Experiments with mice suggest that these compounds, when combined with selenium, target tumors more safely and effectively than conventional therapies. Although human trials of the new drug are still years away, the researchers are hopeful that it could be delivered either intravenously, or added to sunscreen lotion.
“There are currently no drugs to target the proteins that trigger melanoma,” Gavin Robertson, associate professor of pharmacology, pathology and dermatology at the Penn State College of Medicine, was quoted in a release announcing the study. “We have developed drugs from naturally occurring compounds that can inhibit the growth of tumors in mice by 50 to 60 percent with a very low dose.”
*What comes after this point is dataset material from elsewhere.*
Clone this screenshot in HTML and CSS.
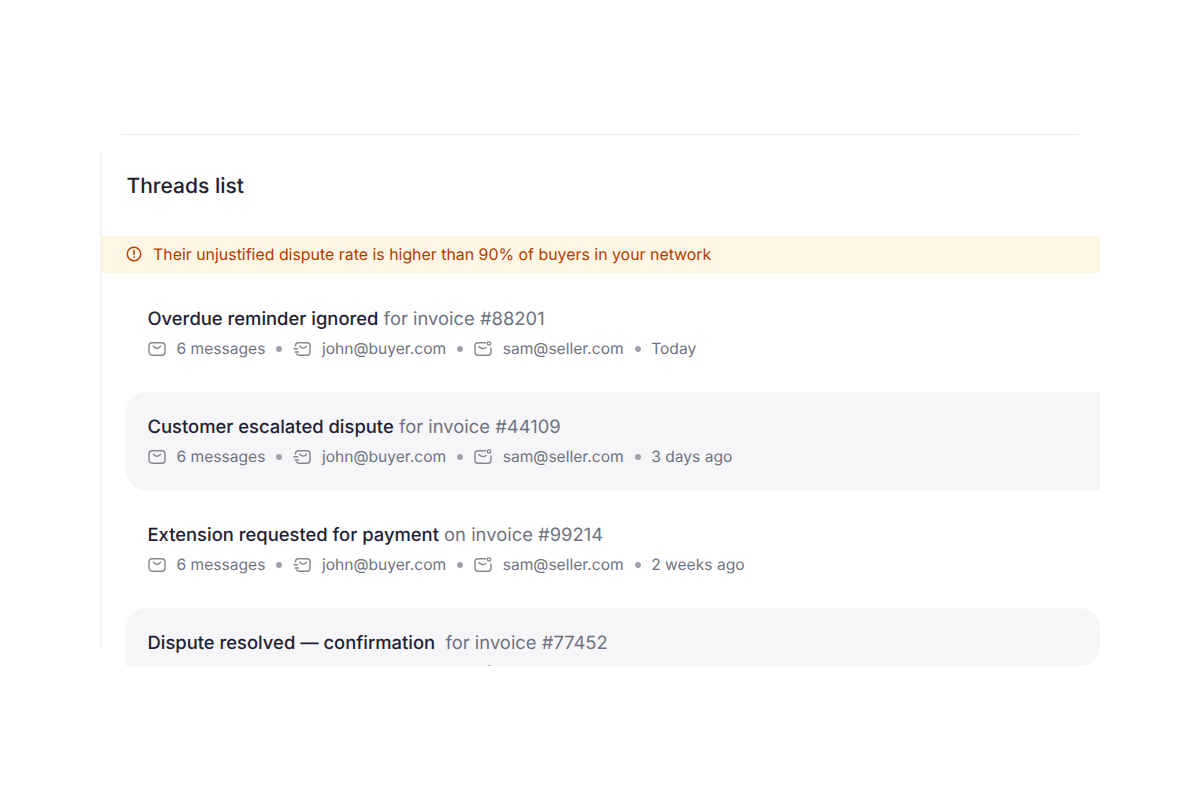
FILE: index.html
```html
<!DOCTYPE html>
<html lang="en">
<head>
  <meta charset="UTF-8" />
  <link rel="stylesheet" href="styles.css">
</head>
<body>
  <svg class="icon-defs" width="0" height="0">
    <defs>
      <symbol id="i-mail" viewBox="0 0 18 16">
        <rect x="1" y="1.8" width="16" height="12.4" rx="3.2" fill="none" stroke="currentColor" stroke-width="1.4"/>
        <path d="M5.5 5.2C6.700 6.600 7.800 7.300 9 7.300s2.300-.7 3.500-2.100" fill="none" stroke="currentColor" stroke-width="1.4" stroke-linecap="round"/>
      </symbol>
      <symbol id="i-sent" viewBox="0 0 18 16">
        <path d="M2.500 5V4.800a3 3 0 0 1 3-3H14a3 3 0 0 1 3 3v6.400a3 3 0 0 1-3 3H6a3 3 0 0 1-2.500-1.200" fill="none" stroke="currentColor" stroke-width="1.4" stroke-linecap="round"/>
        <path d="M1 7.800h3.500M2 11h3.500M6.500 5.200c1.300 1.200 2.500 1.900 3.700 1.900s2.300-.7 3.300-1.900" fill="none" stroke="currentColor" stroke-width="1.4" stroke-linecap="round"/>
      </symbol>
      <symbol id="i-recv" viewBox="0 0 18 16">
        <path d="M11.500 1.800H4a3 3 0 0 0-3 3v6.400a3 3 0 0 0 3 3h10a3 3 0 0 0 3-3V7" fill="none" stroke="currentColor" stroke-width="1.4" stroke-linecap="round"/>
        <path d="M4.800 5.600c1.400 1.400 2.800 2 4.200 2 1 0 2-.4 3-1.100" fill="none" stroke="currentColor" stroke-width="1.4" stroke-linecap="round"/>
        <circle cx="15" cy="2.500" r="1.700" fill="none" stroke="currentColor" stroke-width="1.3"/>
      </symbol>
    </defs>
  </svg>

  <div class="frame">
    <div class="top-rule"></div>
    <section class="panel">
      <h2 class="panel-title">Threads list</h2>

      <div class="alert">
        <svg class="alert-icon" viewBox="0 0 16 16">
          <circle cx="8" cy="8" r="6.7" fill="none" stroke="currentColor" stroke-width="1.4"/>
          <path d="M8 4.600v4" fill="none" stroke="currentColor" stroke-width="1.5" stroke-linecap="round"/>
          <circle cx="8" cy="11.100" r="0.85" fill="currentColor"/>
        </svg>
        <span>Their unjustified dispute rate is higher than 90% of buyers in your network</span>
      </div>

      <div class="threads">
        <div class="thread">
          <p class="thread-title"><strong>Overdue reminder ignored</strong> for invoice #88201</p>
          <div class="meta">
            <span class="meta-item"><svg class="meta-icon"><use href="#i-mail"/></svg>6 messages</span>
            <span class="meta-item"><svg class="meta-icon"><use href="#i-sent"/></svg>john@buyer.com</span>
            <span class="meta-item"><svg class="meta-icon"><use href="#i-recv"/></svg>sam@seller.com</span>
            <span class="meta-item">Today</span>
          </div>
        </div>
        <div class="thread shaded">
          <p class="thread-title"><strong>Customer escalated dispute</strong> for invoice #44109</p>
          <div class="meta">
            <span class="meta-item"><svg class="meta-icon"><use href="#i-mail"/></svg>6 messages</span>
            <span class="meta-item"><svg class="meta-icon"><use href="#i-sent"/></svg>john@buyer.com</span>
            <span class="meta-item"><svg class="meta-icon"><use href="#i-recv"/></svg>sam@seller.com</span>
            <span class="meta-item">3 days ago</span>
          </div>
        </div>
        <div class="thread">
          <p class="thread-title"><strong>Extension requested for payment</strong> on invoice #99214</p>
          <div class="meta">
            <span class="meta-item"><svg class="meta-icon"><use href="#i-mail"/></svg>6 messages</span>
            <span class="meta-item"><svg class="meta-icon"><use href="#i-sent"/></svg>john@buyer.com</span>
            <span class="meta-item"><svg class="meta-icon"><use href="#i-recv"/></svg>sam@seller.com</span>
            <span class="meta-item">2 weeks ago</span>
          </div>
        </div>
        <div class="thread shaded">
          <p class="thread-title"><strong>Dispute resolved — confirmation</strong>&nbsp; for invoice #77452</p>
          <div class="meta">
            <span class="meta-item"><svg class="meta-icon"><use href="#i-mail"/></svg>6 messages</span>
            <span class="meta-item"><svg class="meta-icon"><use href="#i-sent"/></svg>john@buyer.com</span>
            <span class="meta-item"><svg class="meta-icon"><use href="#i-recv"/></svg>sam@seller.com</span>
          </div>
        </div>
      </div>
    </section>
  </div>
</body>
</html>
```

FILE: styles.css
```css
*, *::before, *::after { box-sizing: border-box; }
body {
  margin: 0;
  height: 800px;
  overflow: hidden;
  background: #fff;
  font-family: "Inter", sans-serif;
  color: #1f2233;
  text-rendering: geometricPrecision;
}
.icon-defs { display: block; }

.frame {
  width: 1000px;
  margin-left: 100px;
  padding-top: 134px;
}
.top-rule {
  height: 1px;
  margin: 0 20px;
  background: linear-gradient(90deg, transparent 0, #e9ebed 3px, #e9ebed calc(100% - 3px), transparent 100%);
}

/* the list runs on past the bottom of the left rule */
.panel {
  height: 496px;
  margin-top: 17px;
  border-left: 2px solid #f1f2f4;
}
.panel-title {
  margin: 0;
  padding: 21px 0 0 24.5px;
  font-size: 21px;
  line-height: 28px;
  font-weight: 500;
}

.alert {
  display: flex;
  align-items: center;
  gap: 11px;
  height: 37px;
  margin: 35px 0 0 -1px;
  padding: 0 0 1px 25px;
  background: #fef6e4;
  color: #b23c00;
  font-size: 15.9px;
  font-weight: 400;
}
.alert-icon { width: 16px; height: 16px; }

.threads {
  height: 382px;
  margin: 11px 0 0 24px;
  overflow: hidden;
  border-radius: 0 0 20px 0;
}
.thread {
  height: 98px;
  margin-bottom: 10px;
  padding: 21px 21.5px;
  border-radius: 20px 0 0 20px;
}
.thread.shaded { background: #f6f6f9; }
.threads .thread:last-child { border-radius: 20px 20px 0 0; }

.thread-title {
  margin: 0;
  font-size: 18.4px;
  line-height: 28px;
  color: #6f7280;
}
.thread-title strong { font-weight: 500; color: #1f2233; }

.meta {
  display: flex;
  align-items: center;
  margin-top: 6px;
  font-size: 15.6px;
  line-height: 20px;
  color: #6f7280;
}
.meta-item { display: flex; align-items: center; }
.meta-item + .meta-item::before {
  content: "";
  width: 6px;
  height: 6px;
  margin: 0 10.5px 0 11px;
  border-radius: 50%;
  background: #a0a2ab;
}
.meta-icon {
  width: 18px;
  height: 16px;
  margin-right: 11px;
  color: #85878f;
}
```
Previously, Robertson and his colleagues had demonstrated the therapeutic potential of focusing on the Akt3 protein in inhibiting the onset of melanoma. Looking for a drug to block the protein led the research team to a class of compounds called isothiocyanates, which are found in cruciferous vegetables (edible members of the cabbage family) and are known to contain certain anti-cancer properties. But any successful drug would call for impractically huge amounts of the compound, so the Penn State researchers rewired the compounds by switching their sulfur bonds to selenium.
“Selenium deficiency is common in cancer patients, including those diagnosed with metastatic melanoma,” explained Robertson, whose findings appear in the March edition of Clinical Cancer Research. “Besides, selenium is known to destabilize Akt proteins in prostate cancer cells.”
Researchers injected mice with 10 million cancer cells. When the rodents developed large tumors six days later, they were split into two groups and treated with either the vegetable compounds or the compounds supplemented with selenium. The selenium-enhanced compounds significantly reduced the production of Akt3 protein and reduced the growth of tumors by 60 percent, in relation to the treatments with vegetable-based compounds alone.
In further tests, the selenium-enhanced drug worked better on some human melanoma cell lines than others, boasting efficiency rates from 30 to 70 percent depending on the cell line. Robertson, who has filed a provisional patent on the discovery, is convinced that the use of naturally occurring compounds that target cancer-causing proteins could lead to more effective ways of treating melanoma.
“We have harnessed something found in nature to target melanoma,” said Robertson. “And since we only need tiny amounts to kill the cancer cells, it means even less toxic side effects for the patient.